The ’Core’ Questions
Chopra said one issue he wants council members to focus on is core services providers that many small banks and credit unions use.

“In a market where small financial institutions need to compete head-to-head with big players, I am concerned that the core services providers that small players rely on have too much power in the system,” Chopra told attendees. “Community banks and credit unions know the rhythms of the daily lives of their clients and communities – making them integral to the financial marketplace.
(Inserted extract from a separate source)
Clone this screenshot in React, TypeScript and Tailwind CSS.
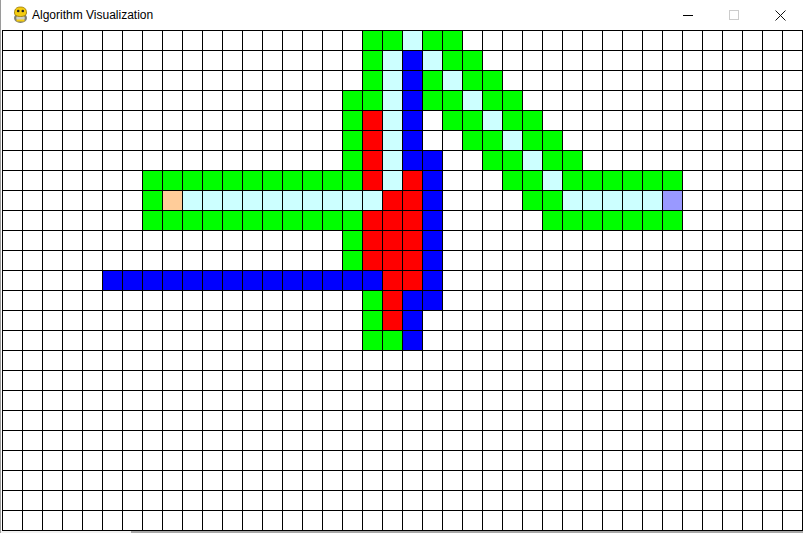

Small financial institutions play a pivotal role in many markets, but especially small business lending.

“Many small financial institutions are worried about the rising costs of and limited flexibilities offered by core services providers,” Chopra continued. “While we are seeing many upstart players seeking to enter the core services market, Fiserv, Jack Henry & Associates, FIS, and Finastra remain the largest providers.  These four provide numerous functions to financial institutions to fulfill the technical delivery of core bank functions, including deposit taking, payment facilitation, loan origination, account opening and servicing, fraud management, and compliance.”

Chopra said Fiserv, Jack Henry & Associates, FIS, and Finastra serve 78% of all U.S. banks.  

‘Stand in Line, Write Check’
“The consolidation of the providers among these four is affecting service and cost – with one community bank CEO aptly framing the problem as ‘stand-in-line and write a big check’,” according to Chopra. “In an age of constant tech innovation, with many younger consumers craving digital banking solutions, patience is not a viable solution.”

Chopra said the Bureau is concerned over the “downstream effects” of consolidation in the core services market, including making it “harder for local financial institutions to switch providers or use add-ons from outside technology providers, which allow the major incumbents to charge exorbitant amounts of money for their services, while discouraging them from quickly adapting their own products and services to fit with an ever-evolving banking tech landscape. 

“Local financial institutions’ entire suite of online and tech services have become intertwined with single providers as banks are coerced into complex and tome-like contracts that come with costly and unnecessary extra non-core banking services, longer contract periods, and stiff penalties and fees for ending contracts early or making other contract changes,” Chopra added.

One FI’s Predicament
Chopra related that the Bureau was told by one financial institution that it has 36 separate contracts – each with their own expiration dates and time periods – with a single provider. 

“Without robust legal and business development departments, such contract structures are not a long-term model for responsiveness and adaptation to customer needs and digital banking innovations,” he said. “The high costs, unescapable contracts, consolidation, and slow reaction times are harming local financial institutions’ abilities to keep up with their bigger competitors.”

‘Unsustainable’ Situation
Calling the current situation unsustainable, Chopra said he has asked Bureau staff to work with core services providers and our federal partners, including to answer questions related to banks’ collective bargaining on core services’ contracts. 

“We will also work with other agencies to examine third-party service providers and potentially referring complaints to other law enforcement agencies,” he stated.